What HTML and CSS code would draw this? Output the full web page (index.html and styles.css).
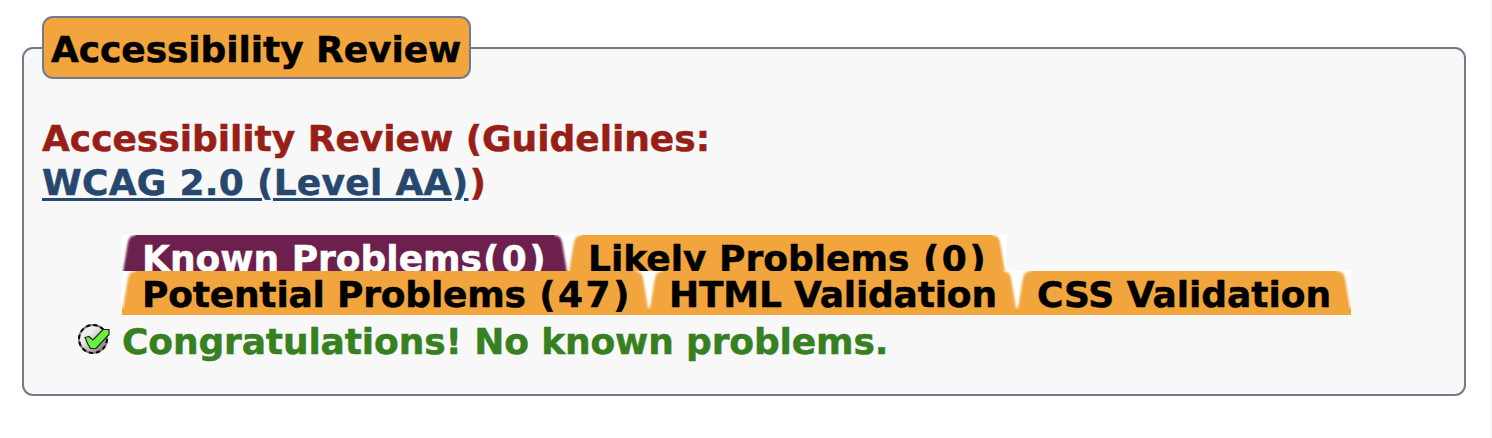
FILE: index.html
```html
<!DOCTYPE html>
<html lang="en">
<head>
<meta charset="utf-8">
<title>Accessibility Review</title>
<link rel="stylesheet" href="styles.css">
</head>
<body>
<svg class="defs" width="0" height="0" aria-hidden="true">
  <defs>
    <filter id="soft" x="-20%" y="-5%" width="140%" height="110%"><feGaussianBlur stdDeviation="0.8"/></filter>
    <symbol id="corner" viewBox="0 0 14 44"><path d="M-4-4H14V.3C8 .3 6.500 4 5.500 10L1 37H-4Z" fill="#fff" filter="url(#soft)"/></symbol>
  </defs>
</svg>
<section class="review">
  <div class="legend"><span class="legend-text">Accessibility Review</span></div>
  <h3 class="heading"><span class="guidelines">Accessibility Review (Guidelines:</span><br><a class="level" href="#">WCAG 2.0 (Level AA)</a><span class="close">)</span></h3>
  <nav class="tabs">
    <div class="row row-top">
      <a class="tab tab-known active"><svg class="edge left"><use href="#corner"/></svg><span>Known Problems<span class="count">(0)</span></span><svg class="edge right"><use href="#corner"/></svg></a>
      <a class="tab tab-likely"><svg class="edge left"><use href="#corner"/></svg><span>Likely Problems <span class="count">(0)</span></span><svg class="edge right"><use href="#corner"/></svg></a>
    </div>
    <div class="row">
      <a class="tab tab-potential"><svg class="edge left"><use href="#corner"/></svg><span>Potential Problems <span class="count">(47)</span></span><svg class="edge right"><use href="#corner"/></svg></a>
      <a class="tab tab-html"><svg class="edge left"><use href="#corner"/></svg><span>HTML Validation</span><svg class="edge right"><use href="#corner"/></svg></a>
      <a class="tab tab-css"><svg class="edge left"><use href="#corner"/></svg><span>CSS Validation</span><svg class="edge right"><use href="#corner"/></svg></a>
    </div>
  </nav>
  <div class="result">
    <svg class="check" viewBox="0 0 32 32">
      <defs><linearGradient id="disc" x1="0" y1="0" x2="1" y2="1"><stop offset=".35" stop-color="#eee"/><stop offset="1" stop-color="#666"/></linearGradient></defs>
      <circle cx="15" cy="15" r="14" fill="url(#disc)" stroke="#777" stroke-width="2"/>
      <circle cx="15" cy="15" r="14" fill="none" stroke="#000" stroke-width="2" stroke-dasharray="4 3.330"/>
      <path d="M7 13.500L11 12.500L15 16L25 5.500H31V10.500L18 24.500H12.500L9.500 19.500Z" fill="#66f23c" stroke="#222" stroke-width="1.200"/>
    </svg>
    <span class="success">Congratulations! No known problems.</span>
  </div>
</section>
</body>
</html>
```
FILE: styles.css
```css
* { box-sizing: border-box; }
html { background: #fff; }
body {
  margin: 0;
  height: 438px;
  overflow: hidden;
  padding: 47px 25px 0 22px;
  border-right: 1px solid #f2f2f2;
  font: bold 36px/44px Verdana, "DejaVu Sans", sans-serif;
  -webkit-text-stroke: 0.5px currentColor;
}
.defs { position: absolute; }
.review {
  width: 1444px;
  height: 349px;
  padding: 0 18px;
  border: 2px solid #6f7b8e;
  border-radius: 11px;
  background: #f8f8f8;
  white-space: nowrap;
}
.legend {
  width: 429px;
  height: 63px;
  margin-top: -33px;
  padding: 10px 7px;
  border: 2px solid #6f7b8e;
  border-radius: 11px;
  background: #f2a53d;
  color: #000;
  letter-spacing: -0.08px;
}
.heading {
  margin: 38px 0 0;
  font-size: 36px;
  line-height: 44px;
  color: #971f17;
}
.guidelines { letter-spacing: -0.03px; }
.level {
  color: #26486f;
  letter-spacing: 0.28px;
  text-decoration-thickness: 3px;
  text-underline-offset: 3px;
}
.close { margin-left: 1px; }
.tabs { margin: 30px 0 0 80px; }
.row { display: flex; height: 44px; }
.row-top { height: 36px; overflow: hidden; }
.tab {
  position: relative;
  flex: none;
  height: 44px;
  padding: 2px 0 0 20px;
  overflow: hidden;
  background: #f2a53d;
  color: #000;
}
.active { background: #6d1f4e; color: #fff; }
.tab-known { width: 446px; }
.tab-likely { width: 438px; }
.tab-potential { width: 527px; letter-spacing: -0.2px; }
.tab-html { width: 368px; letter-spacing: -0.2px; }
.tab-css { width: 334px; letter-spacing: -0.05px; }
.count { margin-left: 1px; letter-spacing: 2.4px; }
.edge { position: absolute; top: 0; width: 14px; height: 44px; }
.left { left: 0; }
.right { right: 0; transform: scaleX(-1); }
.result { display: flex; margin: 5px 0 0 36px; }
.check { width: 32px; height: 32px; margin: 4px 12px 0 0; }
.success { color: #37801f; letter-spacing: -0.13px; }
```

+--

* [Task to carry out] Scan the data for the word "index" and copy every line where it shows up.

* [Response to the task]
What HTML and CSS code would draw this? Output the full web page (index.html and styles.css).
FILE: index.html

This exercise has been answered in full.